:: GIVEN DATA ::

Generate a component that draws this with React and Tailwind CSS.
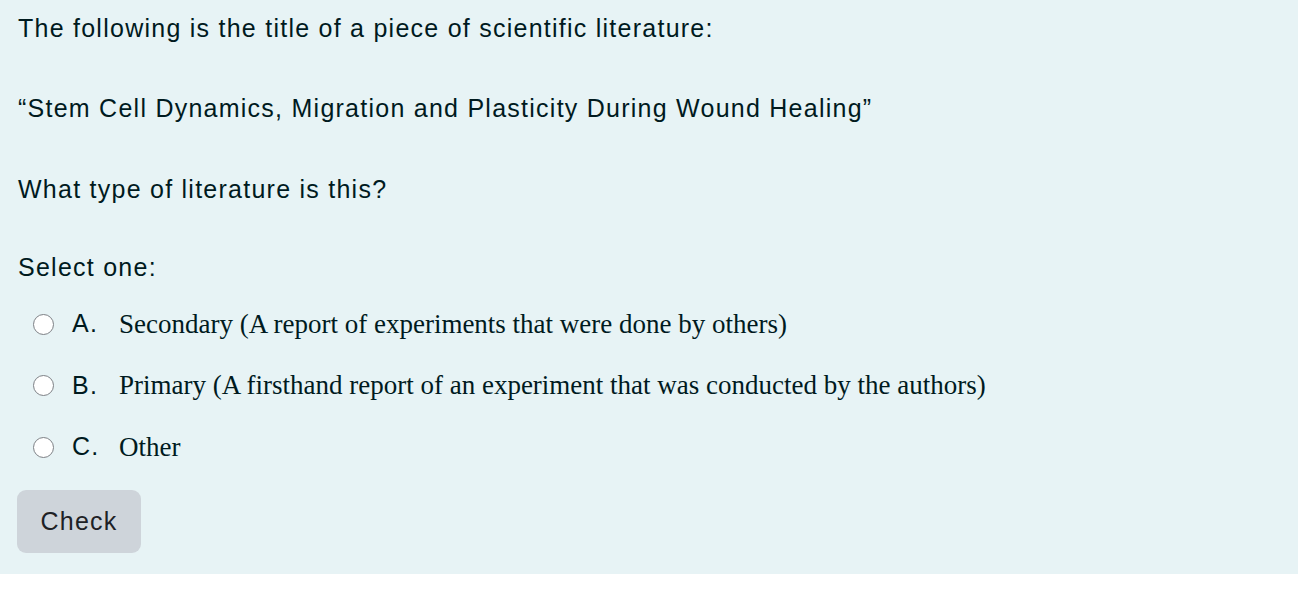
export default function App() {
  const options = [
    ["A.", "Secondary (A report of experiments that were done by others)"],
    ["B.", "Primary (A firsthand report of an experiment that was conducted by the authors)"],
    ["C.", "Other"],
  ];
  return (
    <div className="w-[1298px] h-[590px] bg-white">
      <div className="bg-[#e7f3f5] pl-[18px] pt-[11px] pb-[21px] text-[#001a1e] font-['Liberation_Sans',Arial,sans-serif] tracking-[1.25px]">
        <div className="h-[34px] leading-[34px] text-[25px]">The following is the title of a piece of scientific literature:</div>
        <div className="mt-[46px] h-[34px] leading-[34px] text-[25px]">“Stem Cell Dynamics, Migration and Plasticity During Wound Healing”</div>
        <div className="mt-[47px] h-[34px] leading-[34px] text-[25px]">What type of literature is this?</div>
        <div className="mt-[44px] h-[34px] leading-[34px] text-[25px]">Select one:</div>
        <div className="mt-[20px] flex flex-col gap-[21.5px]">
          {options.map(([l, t]) => (
            <div key={l} className="flex items-center h-[40px]">
              <span className="ml-[15px] w-[21px] h-[21px] rounded-full border-[1.5px] border-[#7d8085] bg-white"></span>
              <span className="ml-[18px] w-[47px] text-[25px]">{l}</span>
              <span className="text-[27px] tracking-normal font-['Liberation_Serif','Times_New_Roman',serif]">{t}</span>
            </div>
          ))}
        </div>
        <button className="mt-[23px] ml-[-1px] w-[124px] h-[63px] rounded-[9px] bg-[#ced4da] text-[#1d2125] text-[25px] tracking-[1.2px] font-['Liberation_Sans',Arial,sans-serif]">Check</button>
      </div>
    </div>
  );
}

:::

Without the pictures, output the full listing exactly as it stands.

## RESPONSE TO THE EXERCISE
Generate a component that draws this with React and Tailwind CSS.
export default function App() {
  const options = [
    ["A.", "Secondary (A report of experiments that were done by others)"],
    ["B.", "Primary (A firsthand report of an experiment that was conducted by the authors)"],
    ["C.", "Other"],
  ];
  return (
    <div className="w-[1298px] h-[590px] bg-white">
      <div className="bg-[#e7f3f5] pl-[18px] pt-[11px] pb-[21px] text-[#001a1e] font-['Liberation_Sans',Arial,sans-serif] tracking-[1.25px]">
        <div className="h-[34px] leading-[34px] text-[25px]">The following is the title of a piece of scientific literature:</div>
        <div className="mt-[46px] h-[34px] leading-[34px] text-[25px]">“Stem Cell Dynamics, Migration and Plasticity During Wound Healing”</div>
        <div className="mt-[47px] h-[34px] leading-[34px] text-[25px]">What type of literature is this?</div>
        <div className="mt-[44px] h-[34px] leading-[34px] text-[25px]">Select one:</div>
        <div className="mt-[20px] flex flex-col gap-[21.5px]">
          {options.map(([l, t]) => (
            <div key={l} className="flex items-center h-[40px]">
              <span className="ml-[15px] w-[21px] h-[21px] rounded-full border-[1.5px] border-[#7d8085] bg-white"></span>
              <span className="ml-[18px] w-[47px] text-[25px]">{l}</span>
              <span className="text-[27px] tracking-normal font-['Liberation_Serif','Times_New_Roman',serif]">{t}</span>
            </div>
          ))}
        </div>
        <button className="mt-[23px] ml-[-1px] w-[124px] h-[63px] rounded-[9px] bg-[#ced4da] text-[#1d2125] text-[25px] tracking-[1.2px] font-['Liberation_Sans',Arial,sans-serif]">Check</button>
      </div>
    </div>
  );
}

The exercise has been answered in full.